#### [Work to be completed]
Print the whole listing exactly.

#### [Data]
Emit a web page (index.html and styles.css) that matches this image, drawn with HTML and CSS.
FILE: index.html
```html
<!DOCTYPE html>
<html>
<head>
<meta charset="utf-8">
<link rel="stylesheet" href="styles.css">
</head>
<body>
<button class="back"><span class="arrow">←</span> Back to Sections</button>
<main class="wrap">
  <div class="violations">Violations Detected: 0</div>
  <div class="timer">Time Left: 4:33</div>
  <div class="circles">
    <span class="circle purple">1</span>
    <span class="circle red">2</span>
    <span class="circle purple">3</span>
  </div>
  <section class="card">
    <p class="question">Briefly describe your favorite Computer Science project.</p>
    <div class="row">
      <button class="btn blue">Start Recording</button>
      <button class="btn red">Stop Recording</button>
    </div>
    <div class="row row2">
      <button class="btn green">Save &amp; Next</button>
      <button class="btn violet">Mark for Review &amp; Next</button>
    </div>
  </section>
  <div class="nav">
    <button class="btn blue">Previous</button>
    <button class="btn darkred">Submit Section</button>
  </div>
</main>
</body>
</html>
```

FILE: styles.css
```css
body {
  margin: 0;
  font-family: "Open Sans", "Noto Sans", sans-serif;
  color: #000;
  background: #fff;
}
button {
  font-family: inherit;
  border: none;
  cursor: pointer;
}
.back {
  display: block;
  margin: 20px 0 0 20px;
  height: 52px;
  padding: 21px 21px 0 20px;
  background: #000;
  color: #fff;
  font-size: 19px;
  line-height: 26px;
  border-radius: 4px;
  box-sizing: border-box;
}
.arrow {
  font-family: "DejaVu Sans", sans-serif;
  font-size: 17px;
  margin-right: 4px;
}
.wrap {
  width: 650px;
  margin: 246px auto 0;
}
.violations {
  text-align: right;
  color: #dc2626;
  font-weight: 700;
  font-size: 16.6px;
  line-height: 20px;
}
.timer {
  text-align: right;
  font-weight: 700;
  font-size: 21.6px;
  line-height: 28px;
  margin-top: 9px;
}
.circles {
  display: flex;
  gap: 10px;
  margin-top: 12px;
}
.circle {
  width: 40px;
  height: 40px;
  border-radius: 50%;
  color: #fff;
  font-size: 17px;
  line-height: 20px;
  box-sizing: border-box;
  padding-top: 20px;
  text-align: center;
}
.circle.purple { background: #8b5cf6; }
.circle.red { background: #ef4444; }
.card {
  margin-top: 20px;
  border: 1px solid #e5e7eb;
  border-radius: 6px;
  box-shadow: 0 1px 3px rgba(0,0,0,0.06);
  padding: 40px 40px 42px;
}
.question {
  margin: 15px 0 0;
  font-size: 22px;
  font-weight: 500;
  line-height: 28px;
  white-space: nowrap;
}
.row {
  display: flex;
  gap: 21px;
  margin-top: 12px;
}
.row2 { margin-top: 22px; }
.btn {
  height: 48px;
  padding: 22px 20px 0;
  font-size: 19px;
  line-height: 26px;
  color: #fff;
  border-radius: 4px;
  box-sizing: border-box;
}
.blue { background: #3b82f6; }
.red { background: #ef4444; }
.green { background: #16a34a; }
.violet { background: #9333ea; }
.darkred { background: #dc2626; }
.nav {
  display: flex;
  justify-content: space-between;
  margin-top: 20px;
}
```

#### [Written solution]
Emit a web page (index.html and styles.css) that matches this image, drawn with HTML and CSS.
FILE: index.html
```html
<!DOCTYPE html>
<html>
<head>
<meta charset="utf-8">
<link rel="stylesheet" href="styles.css">
</head>
<body>
<button class="back"><span class="arrow">←</span> Back to Sections</button>
<main class="wrap">
  <div class="violations">Violations Detected: 0</div>
  <div class="timer">Time Left: 4:33</div>
  <div class="circles">
    <span class="circle purple">1</span>
    <span class="circle red">2</span>
    <span class="circle purple">3</span>
  </div>
  <section class="card">
    <p class="question">Briefly describe your favorite Computer Science project.</p>
    <div class="row">
      <button class="btn blue">Start Recording</button>
      <button class="btn red">Stop Recording</button>
    </div>
    <div class="row row2">
      <button class="btn green">Save &amp; Next</button>
      <button class="btn violet">Mark for Review &amp; Next</button>
    </div>
  </section>
  <div class="nav">
    <button class="btn blue">Previous</button>
    <button class="btn darkred">Submit Section</button>
  </div>
</main>
</body>
</html>
```

FILE: styles.css
```css
body {
  margin: 0;
  font-family: "Open Sans", "Noto Sans", sans-serif;
  color: #000;
  background: #fff;
}
button {
  font-family: inherit;
  border: none;
  cursor: pointer;
}
.back {
  display: block;
  margin: 20px 0 0 20px;
  height: 52px;
  padding: 21px 21px 0 20px;
  background: #000;
  color: #fff;
  font-size: 19px;
  line-height: 26px;
  border-radius: 4px;
  box-sizing: border-box;
}
.arrow {
  font-family: "DejaVu Sans", sans-serif;
  font-size: 17px;
  margin-right: 4px;
}
.wrap {
  width: 650px;
  margin: 246px auto 0;
}
.violations {
  text-align: right;
  color: #dc2626;
  font-weight: 700;
  font-size: 16.6px;
  line-height: 20px;
}
.timer {
  text-align: right;
  font-weight: 700;
  font-size: 21.6px;
  line-height: 28px;
  margin-top: 9px;
}
.circles {
  display: flex;
  gap: 10px;
  margin-top: 12px;
}
.circle {
  width: 40px;
  height: 40px;
  border-radius: 50%;
  color: #fff;
  font-size: 17px;
  line-height: 20px;
  box-sizing: border-box;
  padding-top: 20px;
  text-align: center;
}
.circle.purple { background: #8b5cf6; }
.circle.red { background: #ef4444; }
.card {
  margin-top: 20px;
  border: 1px solid #e5e7eb;
  border-radius: 6px;
  box-shadow: 0 1px 3px rgba(0,0,0,0.06);
  padding: 40px 40px 42px;
}
.question {
  margin: 15px 0 0;
  font-size: 22px;
  font-weight: 500;
  line-height: 28px;
  white-space: nowrap;
}
.row {
  display: flex;
  gap: 21px;
  margin-top: 12px;
}
.row2 { margin-top: 22px; }
.btn {
  height: 48px;
  padding: 22px 20px 0;
  font-size: 19px;
  line-height: 26px;
  color: #fff;
  border-radius: 4px;
  box-sizing: border-box;
}
.blue { background: #3b82f6; }
.red { background: #ef4444; }
.green { background: #16a34a; }
.violet { background: #9333ea; }
.darkred { background: #dc2626; }
.nav {
  display: flex;
  justify-content: space-between;
  margin-top: 20px;
}
```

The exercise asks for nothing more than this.